Narrow scoped agents, fewer tasks, this week not this quarter. The goal isn't to build something impressive, it's to build something you can ship fast enough to learn from. If it takes longer than a few weeks, you're probably building too much. Cost of iteration is too low for you to not take advantage of that.

Human in the loop is a feature, not a limitation. Start with human review on as much as you are comfortable if needed, this is how you build the feedback loop that makes everything else better. The humans reviewing outputs will tell you what's actually wrong, not what you imagined would be wrong, then you dial it down as the system earns trust, 100% becomes 80% becomes 50%, and eventually autonomous.

Make failure satisfyingly obvious. Don't build sophisticated error recovery yet when testing, build obvious error surfacing, you want to see failures clearly so you can understand them. In traditional software you might want graceful degradation, in agentic systems you want loud failures early on development and testing so you can fix the actual root cause.

Weekly iteration vs quarterly roadmaps. Look at what actually failed last week then sharpen the prompts, fix the vague parts, add guardrails, focus on where real problems showed up and leverage all control levers you have.

Add agents when you have evidence, not intuition. "I think we need a validator" is a guess, better off being able to rattle off things like "47% of errors are formatting issues a validator would catch" Multi-agent architectures can be powerful but they also multiply the debugging surface area, so think about these systems progression as you earning your way into that complexity by proving you need it first.

The thing that makes agentic systems powerful, the ability to orchestrate intelligence and point it at ambiguous problems, is the same thing that makes them different beast to build, you can't fully spec the behavior upfront because the behavior emerges from the interaction between prompts, tools, data, MCPs and the model itself. The only way to understand that interaction is to run it against real inputs and watch what happens.

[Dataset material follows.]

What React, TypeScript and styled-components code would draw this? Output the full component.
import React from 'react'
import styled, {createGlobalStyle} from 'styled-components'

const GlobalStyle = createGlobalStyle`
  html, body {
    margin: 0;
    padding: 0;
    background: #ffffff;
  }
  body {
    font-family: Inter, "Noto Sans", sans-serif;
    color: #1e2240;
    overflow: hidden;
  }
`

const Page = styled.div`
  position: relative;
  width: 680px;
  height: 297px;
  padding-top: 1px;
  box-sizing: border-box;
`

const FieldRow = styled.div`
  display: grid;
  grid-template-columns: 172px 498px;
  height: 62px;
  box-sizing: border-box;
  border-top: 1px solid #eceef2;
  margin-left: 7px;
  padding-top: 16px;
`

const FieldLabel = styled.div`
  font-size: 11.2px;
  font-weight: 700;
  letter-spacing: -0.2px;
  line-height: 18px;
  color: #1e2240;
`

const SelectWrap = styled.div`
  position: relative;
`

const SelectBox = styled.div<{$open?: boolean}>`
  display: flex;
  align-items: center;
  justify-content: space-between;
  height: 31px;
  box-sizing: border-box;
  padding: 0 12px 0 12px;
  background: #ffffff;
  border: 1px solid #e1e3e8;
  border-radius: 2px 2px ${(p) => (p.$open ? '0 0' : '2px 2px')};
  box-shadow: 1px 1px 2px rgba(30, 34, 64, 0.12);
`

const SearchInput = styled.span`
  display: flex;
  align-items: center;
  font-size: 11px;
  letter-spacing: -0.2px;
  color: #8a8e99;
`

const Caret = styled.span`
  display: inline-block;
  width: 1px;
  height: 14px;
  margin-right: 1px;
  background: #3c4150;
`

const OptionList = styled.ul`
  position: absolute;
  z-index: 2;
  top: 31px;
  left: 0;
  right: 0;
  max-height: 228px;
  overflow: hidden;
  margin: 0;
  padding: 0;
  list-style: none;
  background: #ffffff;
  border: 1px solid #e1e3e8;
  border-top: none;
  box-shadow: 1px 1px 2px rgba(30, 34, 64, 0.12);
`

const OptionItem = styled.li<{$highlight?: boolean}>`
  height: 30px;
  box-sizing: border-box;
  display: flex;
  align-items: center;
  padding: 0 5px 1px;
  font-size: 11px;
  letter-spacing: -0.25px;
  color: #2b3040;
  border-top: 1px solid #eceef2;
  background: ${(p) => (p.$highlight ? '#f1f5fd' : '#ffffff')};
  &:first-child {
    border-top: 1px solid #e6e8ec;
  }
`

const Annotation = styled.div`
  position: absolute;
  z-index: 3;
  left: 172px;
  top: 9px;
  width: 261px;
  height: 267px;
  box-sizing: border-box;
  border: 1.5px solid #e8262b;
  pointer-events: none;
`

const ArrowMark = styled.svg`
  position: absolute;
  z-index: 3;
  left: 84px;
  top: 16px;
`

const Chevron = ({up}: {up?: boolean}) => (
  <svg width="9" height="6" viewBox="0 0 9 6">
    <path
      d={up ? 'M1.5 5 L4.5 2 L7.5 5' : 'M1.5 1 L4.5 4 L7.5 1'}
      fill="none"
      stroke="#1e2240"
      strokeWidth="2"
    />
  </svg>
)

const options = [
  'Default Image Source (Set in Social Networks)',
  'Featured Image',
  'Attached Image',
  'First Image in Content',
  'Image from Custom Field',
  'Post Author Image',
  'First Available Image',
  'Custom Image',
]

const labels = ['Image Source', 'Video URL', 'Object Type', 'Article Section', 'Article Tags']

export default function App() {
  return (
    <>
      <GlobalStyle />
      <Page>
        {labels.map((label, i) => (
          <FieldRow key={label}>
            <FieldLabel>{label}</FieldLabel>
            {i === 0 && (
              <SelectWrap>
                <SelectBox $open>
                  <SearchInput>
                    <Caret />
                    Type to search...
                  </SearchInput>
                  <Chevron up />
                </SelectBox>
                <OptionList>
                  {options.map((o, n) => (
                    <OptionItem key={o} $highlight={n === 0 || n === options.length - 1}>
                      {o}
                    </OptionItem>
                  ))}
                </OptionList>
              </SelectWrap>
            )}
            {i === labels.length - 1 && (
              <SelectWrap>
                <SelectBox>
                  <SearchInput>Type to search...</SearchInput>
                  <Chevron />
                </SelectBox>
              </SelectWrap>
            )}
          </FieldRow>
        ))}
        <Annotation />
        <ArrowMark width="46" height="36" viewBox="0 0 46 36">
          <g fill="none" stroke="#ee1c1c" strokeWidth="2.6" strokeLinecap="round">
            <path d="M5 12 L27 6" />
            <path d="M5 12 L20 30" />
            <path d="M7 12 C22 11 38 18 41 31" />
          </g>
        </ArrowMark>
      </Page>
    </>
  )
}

That's not a limitation of the technology. That's just how it works. And once you embrace that, shipping becomes a lot more straightforward.

Why This Feels Wrong (And Why It Works)

I get why this approach may feel counterintuitive.Engineers are trained to try to anticipate edge cases, and design for scale from day one, so even considering shipping something that you didn’t polish all the pixels to be as shiny as it can feels odd.

But here's what we keep seeing: teams stuck in POC purgatory aren't less capable, the problem is they're optimizing for a system they don't yet understand, they're writing error handling for errors that won't happen while missing the failures that will, and sometimes building for scale before they know what's worth scaling.

Your first agent should do one thing badly.

That's probably the path to the sophisticated system you're imagining, just not in the order you expected.